Whether walking to a friend’s house, to school or around town, children need to know how to navigate streets safely. Pedestrian injury remains the second leading cause of unintentional injury-related death among children ages 5 to 14.
The maturity level of a child under 10 years of age makes him or her less able to correctly gauge road dangers and renders him or her at greater risk for injury and death. Drivers, parents and kids can all do their part to help keep our streets safe for child pedestrians.
When, Where and How
- Other than in the street, driveways, parking lots and sidewalks are the locations where young children under 3 years of age suffer the highest number of injuries as pedestrians.
- Almost 50 percent of nonfatal back-over injuries among children ages 1 to 14 occur at home.
- Seventy-four percent of child pedestrian deaths occur at non-intersection locations.
- Forty-two percent of child pedestrian deaths occur between 4 p.m. and 7:59 p.m.
- Children in low-income, densely populated, urban residential areas are at a substantially higher risk of pedestrian-related injury.
- From 1969 to current, the percentage of children walking to school dropped from approximately 50 percent to 13 percent.

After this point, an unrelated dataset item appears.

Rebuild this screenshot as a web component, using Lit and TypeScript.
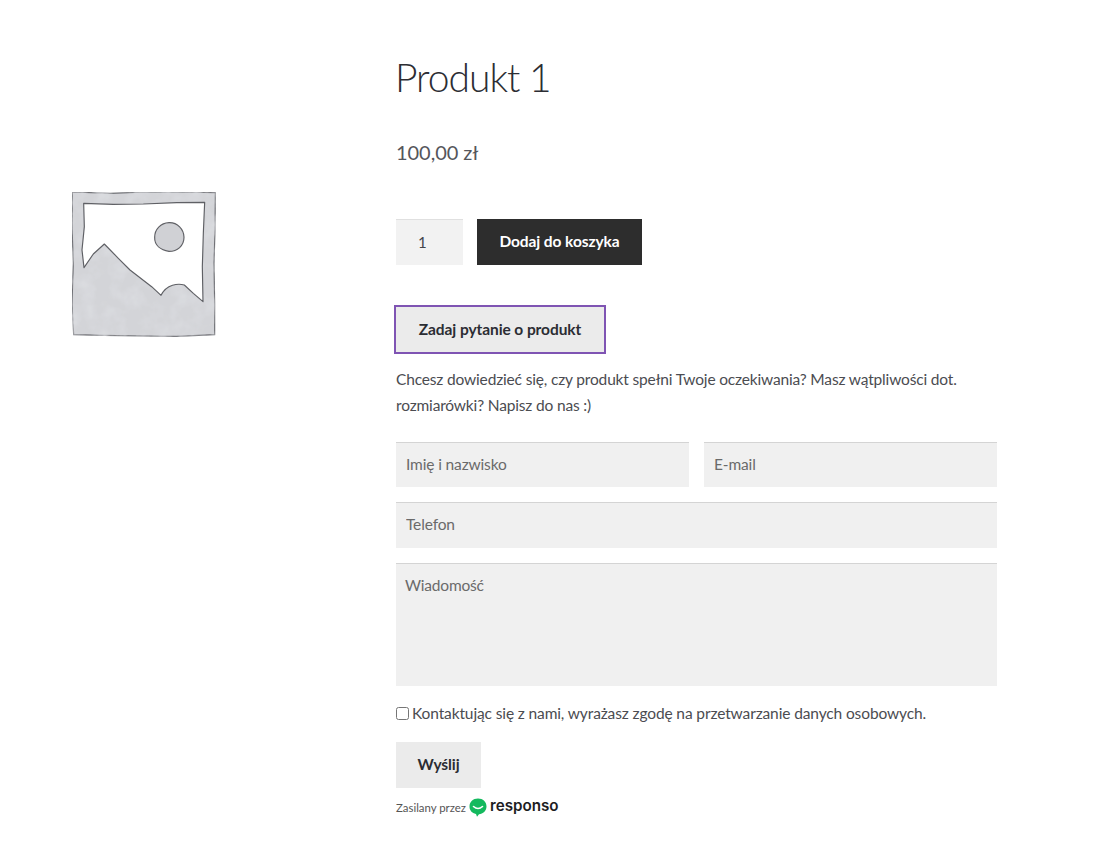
import { LitElement, html, css } from "lit";
import { customElement } from "lit/decorators.js";

@customElement("app-root")
export class AppRoot extends LitElement {
  static styles = css`
    :host {
      display: block;
      width: 1115px;
      height: 855px;
      background: #fff;
      overflow: hidden;
      font-family: "Lato", "Noto Sans", sans-serif;
      color: #4b4c51;
      font-size: 16px;
    }
    * { box-sizing: border-box; }
    .page { display: flex; height: 100%; }
    .gallery { width: 396px; padding: 190px 0 0 70px; flex: none; }
    .gallery svg { display: block; width: 150px; height: 150px; }
    .summary { width: 601px; flex: none; display: flex; flex-direction: column; padding-top: 53px; }
    h1 {
      margin: 0 0 0 -1px;
      font-size: 39px;
      line-height: 48px;
      font-weight: 300;
      letter-spacing: -1px;
      color: #2c2d33;
      height: 48px;
    }
    .price { margin-top: 37px; font-size: 20px; line-height: 28px; height: 28px; color: #55565b; letter-spacing: -0.05px; }
    .cart { margin-top: 53px; display: flex; gap: 14px; }
    .qty {
      width: 67px; height: 46px; background: #f2f2f2; border: 0;
      border-top: 1px solid #e0e0e0; padding: 0 0 2px 22px; display: flex; align-items: center;
      font-size: 15px; color: #43454b;
    }
    button {
      font-family: inherit; border: 0; font-weight: 700; font-size: 15.5px; cursor: pointer;
      padding: 0 0 2px; display: block; letter-spacing: -0.08px;
    }
    .add { width: 165px; height: 46px; background: #2d2d2d; color: #fff; }
    .ask {
      margin-top: 42px; width: 208px; height: 45px; background: #ebebeb; color: #2b2d33;
      outline: 2px solid #7f54b3; outline-offset: 0; border: 0;
    }
    p { margin: 14px 0 0; line-height: 26px; font-size: 15.5px; height: 52px; letter-spacing: -0.16px; }
    .row { display: flex; gap: 15px; margin-top: 24px; }
    .row + .row { margin-top: 15px; }
    input.f, textarea {
      font-family: inherit; font-size: 15.5px; letter-spacing: -0.14px; color: #43454b; background: #f0f0f0; border: 0;
      border-top: 1px solid #d4d4d4; border-radius: 0; padding: 0 10px 2px; height: 45px; outline: none; display: block; width: 100%;
      min-width: 0;
    }
    input.tel { height: 46px; padding-bottom: 3px; }
    input.f::placeholder, textarea::placeholder { color: #6a6a6a; opacity: 1; }
    .name { flex: 293 1 0; }
    .mail { flex: 293 1 0; }
    textarea { height: 123px; padding: 12px 9px 0; resize: none; margin-top: 15px; letter-spacing: -0.2px; }
    .consent { margin-top: 17px; display: flex; align-items: center; gap: 3px; font-size: 15.5px; letter-spacing: -0.12px; line-height: 20px; height: 20px; }
    .consent input { margin: 0; width: 13px; height: 13px; }
    .send { margin-top: 19px; width: 85px; height: 46px; background: #ebebeb; color: #2b2d33; }
    .powered { margin-top: 9px; display: flex; align-items: center; gap: 3px; font-size: 11.4px; height: 20px; color: #555; }
    .powered svg { width: 18px; height: 19px; flex: none; }
    .brand { font-family: "Inter", sans-serif; font-weight: 600; font-size: 15.2px; color: #1d1d1f; position: relative; top: -2px; letter-spacing: 0; }
  `;

  render() {
    return html`
      <div class="page">
        <div class="gallery">
          <svg viewBox="60 60 450 450" aria-hidden="true">
            <defs>
              <filter id="blot" x="0" y="0" width="100%" height="100%">
                <feTurbulence type="fractalNoise" baseFrequency="0.022" numOctaves="3" seed="4" result="n"/>
                <feColorMatrix in="n" type="matrix" values="0 0 0 0 0.72  0 0 0 0 0.73  0 0 0 0 0.76  1.6 0 0 0 -0.62" result="c"/>
                <feComposite in="c" in2="SourceAlpha" operator="in" result="t"/>
                <feMerge><feMergeNode in="SourceGraphic"/><feMergeNode in="t"/></feMerge>
              </filter>
            </defs>
            <path d="M67 66 L180 70 L290 66 L400 66 L496 68 L495 180 L492 280 L494 400 L494 494 L380 499 L280 498 L160 496 L71 494 L66 400 L70 280 L66 170 Z" fill="#d3d4d8" stroke="#6f7075" stroke-width="3.5" stroke-linejoin="round" filter="url(#blot)"/>
            <path d="M101 100 L190 103 L280 102 L380 98 L464 97 L460 190 L457 290 L459 395 L430 370 L403 345 C385 340 350 342 333 376 L305 350 L240 300 L205 265 L163 222 L130 252 L102 293 L96 240 L103 170 Z" fill="#fff" stroke="#5f6065" stroke-width="3.5" stroke-linejoin="round"/>
            <path d="M357 158 C382 157 402 178 402 202 C402 228 382 244 357 244 C332 240 313 226 314 202 C314 178 332 159 357 158 Z" fill="#d0d1d5" stroke="#5f6065" stroke-width="3.5"/>
          </svg>
        </div>
        <div class="summary">
          <h1>Produkt 1</h1>
          <div class="price">100,00 zł</div>
          <div class="cart">
            <div class="qty">1</div>
            <button class="add">Dodaj do koszyka</button>
          </div>
          <button class="ask">Zadaj pytanie o produkt</button>
          <p>Chcesz dowiedzieć się, czy produkt spełni Twoje oczekiwania? Masz wątpliwości dot. rozmiarówki? Napisz do nas :)</p>
          <div class="row">
            <div class="name"><input class="f" placeholder="Imię i nazwisko" /></div>
            <div class="mail"><input class="f" placeholder="E-mail" /></div>
          </div>
          <div class="row"><input class="f tel" placeholder="Telefon" /></div>
          <textarea placeholder="Wiadomość"></textarea>
          <label class="consent"><input type="checkbox" />Kontaktując się z nami, wyrażasz zgodę na przetwarzanie danych osobowych.</label>
          <button class="send">Wyślij</button>
          <div class="powered">
            <span>Zasilany przez</span>
            <svg viewBox="0 0 18 19" aria-hidden="true">
              <path d="M9 0.5 C14 0.5 17.5 4 17.5 8.5 C17.5 13 14 16 10 16.2 L8 18.8 L7 16 C3 15 0.5 12.5 0.5 8.5 C0.5 4 4 0.5 9 0.5 Z" fill="#14b95e"/>
              <path d="M4.5 8.5 Q9 12.5 13.5 8.5" fill="none" stroke="#fff" stroke-width="1.6" stroke-linecap="round"/>
            </svg>
            <span class="brand">responso</span>
          </div>
        </div>
      </div>
    `;
  }
}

Part of the decline in pedestrian injuries could be a result of the drastic reduction in children walking to school.
- In 2009, almost two-thirds of childhood pedestrian-related deaths occurred to males.
- Children in lower-income neighborhoods were 3.5 to 5.7 times more likely to be injured as pedestrians than children in other neighborhoods.
- Four out of five driveway-related incidents occur to children ages 4 and under.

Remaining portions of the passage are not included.